I agree that it's early, and man do I hope that Little Miss Sunshine doesn't win. But that's a subject for another post.

It's funny Soderbergh won and was virtually untouched and unphased. I'm hoping for the same from Wes if he does win.

TALKING MOVIEzzz said...

As a big Wes Anderson fan, I don't know if I'm that worried about his Oscar chances. Scorsese never won (yet) and it hasn't hurt his career. Same with Altman. I'm sure Anderson would rather be compared to them than, say, Mel Gibson, on a filmmaking level.

And actually RUSHMORE is my least favorite of his films. Not that it is a bad film, but I just loved BOTTLE ROCKET, TENENBAUMS and even LIFE AQUATIC more.

garrett said...

How big of an impact do you think Owen Wilson has in the writing process? He co-wrote with Anderson the first 3, correct?

PIPER said...

Garrett, you are correct. I think maybe it has a lot to do with it. While I like Life Aquatic, in my opinion if I had to pick a weak one it would be that one. And I think it has more to do with the co-writer Noah Baumbach.

Moviezzz, you're absolutely right about it not really mattering. I think that the Oscars have been tainted for some time and the fact that James Cameron and Kevin Costner have one on their mantel for directing doesn't raise the bar on that award any for me.

To me, the Oscars represents all things LA. They think that by making Crash Best Picture, they're being socially conscious in awarding a really important film. And Crash is neither an important film nor a timely one since bad race relations in LA are nothing new. It's fake and it's out of touch.

cheepcheep said...

I'm glad you tipped me off about this post.

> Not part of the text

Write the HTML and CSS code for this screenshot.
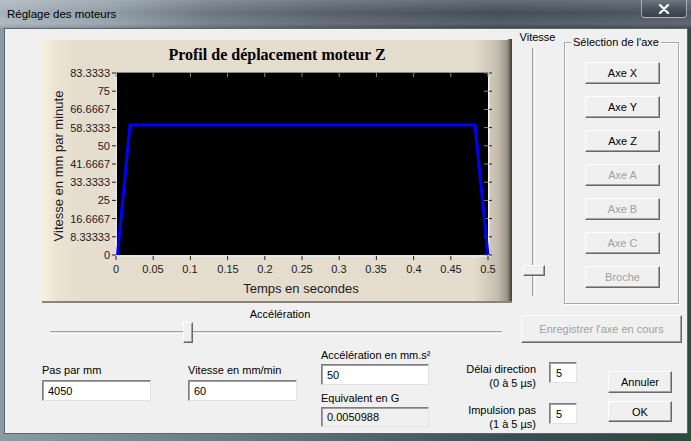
FILE: index.html
```html
<!DOCTYPE html>
<html lang="fr">
<head>
    <meta charset="UTF-8">
    <title>Réglage des moteurs</title>
    <link rel="stylesheet" href="styles.css">
</head>
<body>
    <div class="window">
        <div class="titlebar">
            <span class="title">Réglage des moteurs</span>
            <div class="close">
                <svg width="12" height="10" viewBox="0 0 12 10">
                    <path d="M2 1 L10 9 M10 1 L2 9" stroke="#f4f6f8" stroke-width="2.4" stroke-linecap="round"/>
                </svg>
            </div>
        </div>

        <div class="client">
            <div class="top">
                <!-- chart panel -->
                <div class="chart">
                    <svg width="470" height="264" viewBox="0 0 470 264">
                        <defs>
                            <linearGradient id="panelBg" x1="0" y1="0" x2="1" y2="0">
                                <stop offset="0" stop-color="#f9f2e2"/>
                                <stop offset="0.03" stop-color="#ece4d3"/>
                                <stop offset="0.08" stop-color="#e5ddcd"/>
                                <stop offset="0.92" stop-color="#e4dccc"/>
                                <stop offset="0.97" stop-color="#c4bcac"/>
                                <stop offset="0.99" stop-color="#9a9282"/>
                                <stop offset="1" stop-color="#3a3a3a"/>
                            </linearGradient>
                        </defs>
                        <rect x="0" y="0" width="470" height="264" fill="url(#panelBg)"/>
                        <rect x="0" y="0" width="466" height="1" fill="#f6efe0"/>
                        <rect x="0" y="262" width="470" height="2" fill="#8a8478"/>

                        <text class="chart-title" x="235" y="21" text-anchor="middle">Profil de déplacement moteur Z</text>

                        <!-- plot area -->
                        <rect x="74" y="34" width="372" height="182" fill="#000"/>
                        <rect x="74" y="33" width="372" height="1" fill="#8a8a8a"/>
                        <rect x="446" y="34" width="1.5" height="184" fill="#f4f4f4"/>
                        <rect x="73" y="34" width="2" height="184" fill="#e6e6e6"/>
                        <rect x="73" y="216" width="374" height="2" fill="#e6e6e6"/>

                        <g id="yticks" stroke="#222" stroke-width="1"></g>
                        <g id="xticks" stroke="#222" stroke-width="1"></g>

                        <g class="tick-lbl" text-anchor="end">
                            <text x="68" y="38">83.3333</text>
                            <text x="68" y="56">75</text>
                            <text x="68" y="74">66.6667</text>
                            <text x="68" y="93">58.3333</text>
                            <text x="68" y="111">50</text>
                            <text x="68" y="129">41.6667</text>
                            <text x="68" y="147">33.3333</text>
                            <text x="68" y="165">25</text>
                            <text x="68" y="184">16.6667</text>
                            <text x="68" y="202">8.33333</text>
                            <text x="68" y="220">0</text>
                        </g>
                        <g class="tick-lbl" text-anchor="middle">
                            <text x="74" y="234">0</text>
                            <text x="111" y="234">0.05</text>
                            <text x="148" y="234">0.1</text>
                            <text x="186" y="234">0.15</text>
                            <text x="223" y="234">0.2</text>
                            <text x="260" y="234">0.25</text>
                            <text x="297" y="234">0.3</text>
                            <text x="334" y="234">0.35</text>
                            <text x="372" y="234">0.4</text>
                            <text x="409" y="234">0.45</text>
                            <text x="446" y="234">0.5</text>
                        </g>

                        <text class="axis-title" x="259" y="254" text-anchor="middle">Temps en secondes</text>
                        <text class="axis-title" transform="translate(21,127) rotate(-90)" text-anchor="middle">Vitesse en mm par minute</text>

                        <polyline points="75.5,216 88,86 433,86 446,216" fill="none" stroke="#0000ff" stroke-width="3" stroke-linejoin="miter"/>
                    </svg>
                </div>

                <div class="vitesse">
                    <div class="vlabel">Vitesse</div>
                    <div class="vtrack"><div class="vthumb"></div></div>
                </div>

                <div class="axes">
                    <span class="axes-title">Sélection de l'axe</span>
                    <div class="axes-list">
                        <button class="btn axe">Axe X</button>
                        <button class="btn axe">Axe Y</button>
                        <button class="btn axe">Axe Z</button>
                        <button class="btn axe" disabled>Axe A</button>
                        <button class="btn axe" disabled>Axe B</button>
                        <button class="btn axe" disabled>Axe C</button>
                        <button class="btn axe" disabled>Broche</button>
                    </div>
                </div>
            </div>

            <div class="accel-row">
                <div class="accel">
                    <div class="alabel">Accélération</div>
                    <div class="htrack"><div class="hthumb"></div></div>
                </div>
                <button class="btn save" disabled>Enregistrer l'axe en cours</button>
            </div>

            <div class="fields">
                <div class="col col-pas">
                    <label class="lbl">Pas par mm</label>
                    <input type="text" class="field" value="4050">
                </div>
                <div class="col col-vit">
                    <label class="lbl">Vitesse en mm/min</label>
                    <input type="text" class="field" value="60">
                </div>
                <div class="col col-acc">
                    <label class="lbl">Accélération en mm.s²</label>
                    <input type="text" class="field" value="50">
                    <label class="lbl lbl-g">Equivalent en G</label>
                    <input type="text" class="field readonly" value="0.0050988" readonly>
                </div>
                <div class="col col-delay">
                    <div class="delay-row">
                        <div class="delay-text">Délai direction<br>(0 à 5 µs)</div>
                        <input type="text" class="field small" value="5">
                    </div>
                    <div class="delay-row">
                        <div class="delay-text">Impulsion pas<br>(1 à 5 µs)</div>
                        <input type="text" class="field small" value="5">
                    </div>
                </div>
                <div class="col col-btns">
                    <button class="btn act">Annuler</button>
                    <button class="btn act ok">OK</button>
                </div>
            </div>
        </div>
    </div>

    <script>
        // tick marks of the chart
        const ySteps = 10, xSteps = 10;
        const yticks = document.getElementById('yticks');
        const xticks = document.getElementById('xticks');
        let out = '';
        for (let i = 0; i <= ySteps; i++) {
            const y = 34 + i * 18.2;
            out += `<line x1="70" y1="${y}" x2="74" y2="${y}"/>`;
            out += `<line x1="442" y1="${y}" x2="446" y2="${y}" stroke="#888"/>`;
            out += `<line x1="447" y1="${y}" x2="450" y2="${y}"/>`;
        }
        yticks.innerHTML = out;
        out = '';
        for (let i = 0; i <= xSteps; i++) {
            const x = 74 + i * 37.2;
            out += `<line x1="${x}" y1="217" x2="${x}" y2="221"/>`;
            out += `<line x1="${x}" y1="34" x2="${x}" y2="38" stroke="#888"/>`;
        }
        xticks.innerHTML = out;
    </script>
</body>
</html>
```

FILE: styles.css
```css
body {
    margin: 0;
    font-family: "Liberation Sans", Arial, sans-serif;
    font-size: 11px;
    color: #000;
}

.window {
    width: 691px;
    height: 441px;
    overflow: hidden;
    background: linear-gradient(to right, #8e9aa3 0, #6a7680 35%, #3f4b54 75%, #2e4a3c 100%);
}

.titlebar {
    height: 28px;
    display: flex;
    align-items: center;
    padding-left: 7px;
    box-sizing: border-box;
    background:
        linear-gradient(to bottom, rgba(255,255,255,0.18) 0, rgba(255,255,255,0) 45%, rgba(255,255,255,0.1) 85%, rgba(0,0,0,0.1) 100%),
        linear-gradient(to right, #a7b3bb 0, #909ca6 16%, #6c7782 30%, #56606b 48%, #444e59 72%, #4e5863 100%);
}

.title {
    font-size: 11.5px;
    color: #000;
}

.close {
    margin-left: auto;
    margin-right: 4px;
    align-self: flex-start;
    width: 46px;
    height: 18px;
    box-sizing: border-box;
    border: 1px solid rgba(230,236,240,0.55);
    border-top: none;
    border-radius: 0 0 4px 4px;
    background: linear-gradient(to bottom, #6c7782 0, #4a545e 50%, #353f48 100%);
    display: flex;
    align-items: center;
    justify-content: center;
}

.client {
    margin-left: 4px;
    width: 684px;
    height: 406px;
    box-sizing: border-box;
    border: 1px solid #5c666e;
    background: #f0f0f0;
}

/* top part: chart, speed slider, axis group */
.top {
    display: flex;
    align-items: flex-start;
    height: 276px;
}

.chart {
    margin-left: 37px;
    margin-top: 10px;
    width: 470px;
    height: 264px;
}

.chart svg {
    display: block;
}

.chart-title {
    font-family: "Liberation Serif", "Times New Roman", serif;
    font-weight: bold;
    font-size: 16px;
    fill: #000;
}

.tick-lbl text {
    font-family: "Liberation Sans", Arial, sans-serif;
    font-size: 11px;
    fill: #1e1a24;
}

.axis-title {
    font-family: "Liberation Sans", Arial, sans-serif;
    font-size: 13px;
    fill: #1e1a24;
}

.vitesse {
    margin-left: 6px;
    width: 38px;
    padding-top: 2px;
}

.vlabel {
    line-height: 13px;
    text-align: center;
    margin-left: 1px;
}

.vtrack {
    position: relative;
    margin-top: 4px;
    margin-left: 14px;
    width: 1px;
    height: 248px;
    background: #e4e4e4;
    border-left: 1px solid #a0a0a0;
    border-right: 1px solid #fff;
}

.vthumb {
    position: absolute;
    top: 217px;
    left: -10px;
    width: 22px;
    height: 11px;
    box-sizing: border-box;
    background: #f0f0f0;
    border: 1px solid;
    border-color: #fff #696969 #696969 #fff;
    box-shadow: inset -1px -1px 0 #a0a0a0;
}

.axes {
    margin-left: 8px;
    margin-top: 13px;
    width: 115px;
    height: 262px;
    box-sizing: border-box;
    border: 1px solid #a8a8a8;
    box-shadow: inset 1px 1px 0 #fff, 1px 1px 0 #fff;
}

.axes-title {
    display: table;
    margin: -7px 0 0 6px;
    padding: 0 2px;
    line-height: 13px;
    background: #f0f0f0;
}

.axes-list {
    display: flex;
    flex-direction: column;
    gap: 12px;
    margin-top: 13px;
    padding-left: 20px;
}

/* classic buttons */
.btn {
    font-family: "Liberation Sans", Arial, sans-serif;
    font-size: 11px;
    color: #000;
    background: #f0f0f0;
    border: 1px solid;
    border-color: #fff #696969 #696969 #fff;
    box-shadow: inset -1px -1px 0 #a0a0a0;
    padding: 0;
    margin: 0;
}

.btn:disabled {
    color: #a0a0a0;
}

.axe {
    width: 75px;
    height: 22px;
}

.accel-row {
    display: flex;
    align-items: flex-start;
    height: 44px;
}

.accel {
    margin-left: 45px;
    width: 452px;
    padding-top: 3px;
}

.alabel {
    line-height: 13px;
    text-align: center;
    padding-left: 8px;
}

.htrack {
    position: relative;
    margin-top: 10px;
    height: 1px;
    background: #e4e4e4;
    border-top: 1px solid #a0a0a0;
    border-bottom: 1px solid #fff;
}

.hthumb {
    position: absolute;
    top: -10px;
    left: 133px;
    width: 10px;
    height: 21px;
    box-sizing: border-box;
    background: #f0f0f0;
    border: 1px solid;
    border-color: #fff #696969 #696969 #fff;
    box-shadow: inset -1px -1px 0 #a0a0a0;
}

.save {
    margin-left: 19px;
    margin-top: 10px;
    width: 161px;
    height: 28px;
}

/* bottom fields */
.fields {
    display: flex;
    align-items: flex-start;
}

.col {
    display: flex;
    flex-direction: column;
}

.lbl {
    line-height: 13px;
    white-space: nowrap;
}

.field {
    font-family: "Liberation Sans", Arial, sans-serif;
    font-size: 11px;
    height: 21px;
    box-sizing: border-box;
    margin: 0;
    padding: 0 0 0 5px;
    border: 1px solid;
    border-color: #7f7f7f #e3e3e3 #e3e3e3 #7f7f7f;
    box-shadow: inset 1px 1px 0 #a0a0a0;
    background: #fff;
    color: #000;
    outline: none;
}

.field.readonly {
    background: #f0f0f0;
    height: 20px;
}

.col-pas {
    margin-left: 37px;
    margin-top: 15px;
    width: 109px;
}

.col-pas .field,
.col-vit .field {
    margin-top: 3px;
}

.col-vit {
    margin-left: 37px;
    margin-top: 15px;
    width: 109px;
}

.col-acc {
    margin-left: 24px;
    width: 108px;
}

.col-acc .field {
    margin-top: 2px;
}

.col-acc .lbl-g {
    margin-top: 7px;
}

.col-delay {
    width: 148px;
    margin-top: 13px;
    gap: 13px;
}

.delay-row {
    display: flex;
    justify-content: flex-end;
    align-items: flex-start;
}

.delay-text {
    text-align: right;
    line-height: 14px;
    margin-right: 13px;
    white-space: nowrap;
}

.field.small {
    width: 28px;
    padding-left: 6px;
}

.col-btns {
    margin-left: 31px;
    margin-top: 22px;
    gap: 8px;
}

.act {
    width: 64px;
    height: 22px;
}

.act.ok {
    height: 21px;
}
```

Personally, I think that the Oscars *do* celebrate great films and give awards to great films. But a very certain KIND of film. Quirky and brilliant movies usually slip in the screenplay award category, if anything. And in a way, maybe that's how it should be...I think Wes Anderson is a square peg that has absolutely no desire to fit in the round hole. Here's to a square hole for movies of the same quality and brilliance to fit into.

sammyray said...

His films simply do not become popular enough. Unfortunately MONEY determines most Oscar contenders.

brian said...

There are a handful of directors who I respect enough to see their movies, regardless of what's written in the press.

Those directors are Martin Scorsese, Paul Thomas Anderson, Clint Eastwood and Wes Anderson.

Woody Allen, as prolific as he is, cannot be on this list for me. Particularly in the last 20 years.